Following intense pressure from both local and international rightsholders, just over two years ago Russia took important steps towards cracking down on Internet piracy.
August 1, 2013, saw the introduction of a brand new copyright law which provided rightsholders with a mechanism to have sites blocked by ISPs if they do not respond to takedown requests within 72 hours.
Reporting on the first two years of activity, local telecoms watchdog Roscomnadzor has now revealed the extent to which the legislation has been used by rightsholders and what action has been taken.
“Since August 1, 2013, Roskomnadzor has received 189 complaints from rights holders. It is worth noting that currently we are limiting access to 282 sites that violate copyright and related rights,” Roskomnadzor chief Alexander Zharov told RIA.
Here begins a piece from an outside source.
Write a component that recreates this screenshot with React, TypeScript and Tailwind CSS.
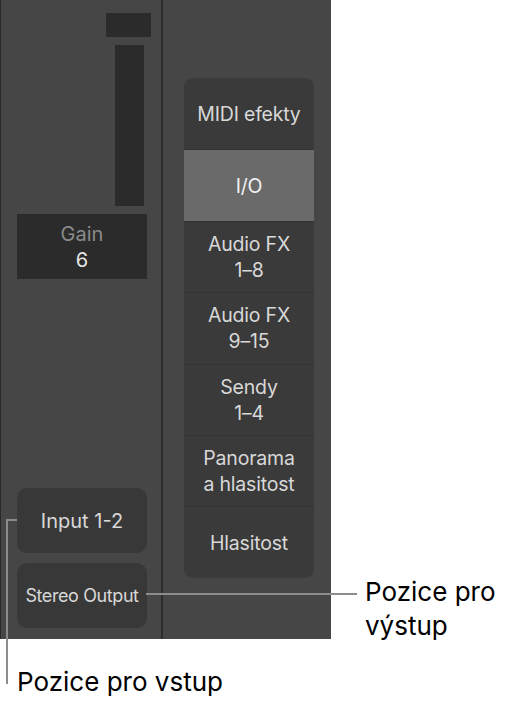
const items: string[][] = [
  ["MIDI efekty"],
  ["I/O"],
  ["Audio FX", "1–8"],
  ["Audio FX", "9–15"],
  ["Sendy", "1–4"],
  ["Panorama", "a hlasitost"],
  ["Hlasitost"],
];

export default function App() {
  return (
    <div className="relative w-[513px] h-[705px] bg-white font-['Inter',sans-serif]">
      <div className="flex w-[331px] h-[639px] bg-[#464646] border-l border-[#2a2a2a]">
        {/* left channel strip */}
        <div className="w-[162px] shrink-0 border-r-2 border-[#2c2c2c] flex flex-col">
          <div className="h-[13px]" />
          <div className="flex justify-end pr-[10px]">
            <div className="w-[45px] h-[24px] bg-[#2b2b2b]" />
          </div>
          <div className="flex justify-end pr-[17px] mt-[8px]">
            <div className="w-[29px] h-[161px] bg-[#2b2b2b]" />
          </div>
          <div className="ml-[16px] mt-[8px] w-[130px] h-[65px] bg-[#2b2b2b] flex flex-col items-center justify-center">
            <span className="text-[20px] leading-[26px] text-[#8a8a8a]">Gain</span>
            <span className="text-[20px] leading-[26px] text-[#e6e6e6]">6</span>
          </div>
          <div className="flex-1" />
          <div className="ml-[16px] w-[130px] h-[65px] rounded-[10px] bg-[#383838] flex items-center justify-center text-[20px] text-[#d8d8d8]">
            Input 1-2
          </div>
          <div className="ml-[16px] mt-[10px] mb-[11px] w-[130px] h-[65px] rounded-[10px] bg-[#383838] flex items-center justify-center text-[18px] tracking-[-0.4px] text-[#d8d8d8] whitespace-nowrap">
            Stereo Output
          </div>
        </div>
        {/* right column */}
        <div className="flex-1 pt-[78px] pl-[21px] pr-[16px]">
          <div className="w-[130px] rounded-[9px] bg-[#3a3a3a] overflow-hidden flex flex-col">
            {items.map((lines, i) => (
              <div
                key={i}
                className={`h-[71.4px] flex flex-col items-center justify-center text-[19.5px] leading-[26px] tracking-[-0.2px] ${
                  i === 1 ? "bg-[#6a6a6a] text-[#f2f2f2]" : "text-[#d8d8d8]"
                } ${i > 0 ? "border-t border-[#343434]" : ""}`}
              >
                {lines.map((l) => (
                  <span key={l}>{l}</span>
                ))}
              </div>
            ))}
          </div>
        </div>
      </div>

      {/* callouts */}
      <div className="absolute left-[6px] top-[519px] w-[11px] h-[2px] bg-[#8c8c8c]" />
      <div className="absolute left-[6px] top-[519px] w-[2px] h-[165px] bg-[#8c8c8c]" />
      <div className="absolute left-[17px] top-[665px] text-[26px] leading-[34px] text-black">
        Pozice pro vstup
      </div>
      <div className="absolute left-[146px] top-[593px] w-[211px] h-[2px] bg-[#8c8c8c]" />
      <div className="absolute left-[365px] top-[575px] text-[26px] leading-[34px] text-black">
        Pozice pro
        <br />
        výstup
      </div>
    </div>
  );
}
Unsurprisingly the list includes The Pirate Bay, which had restrictions imposed in June 2015 following a complaint from Mosfilm, one of the largest European movie studios.
Other sites currently blocked include popular movie streaming site Primewire. Ukraine-based file-hosting giant EX.ua is also affected, alongside library sites flibusta.net loveread.ws, which combined are good for more than 40 million visitors per month. Sports streaming portal Livetv.sx, which reportedly attracts 27 million visits, is also restricted.
While blockades in Russia can be full, partial or lifted if cooperation is forthcoming, earlier this year authorities made it clear that repeat offenders would not be tolerated. Amendments to copyright law introduced May 1 indicated what lay ahead.
“This development will mean that the systematic violation of intellectual property rights will result in sites providing access to stolen content being blocked forever,” the government announced.
It now appears that RUTracker, Russia’s most-visited torrent site, and popular music portal ProstoPleer, have tested that promise to breaking point.
“A few days ago an appeal was filed by an association of rightsholders that will require constant blocks on two of biggest pirate resources,” Roskomnadzor’s Zharov confirms.
Both RUTracker and Pleer were subjected to earlier copyright complaints but reportedly failed to deal with them as required under the law. The current action comes from the National Federation of the Music Industry (NFMI), a group which counts Sony, Universal, Warner and EMI among its members.
“We plan to file a statement with the court on Monday or Tuesday,” says NFMI CEO Leonid Agronov.
The music industry group said it tried to negotiate with the sites regarding the removal of pirated content but those discussions failed to yield results. Countering, Pavel Rassudov from the local Pirate Party feels that blockades will prove ineffective.
“People learn how to bypass these blocks, and the increase in their number will only lead to more frequent use of CGI proxies and the Tor network,” Rassudov says.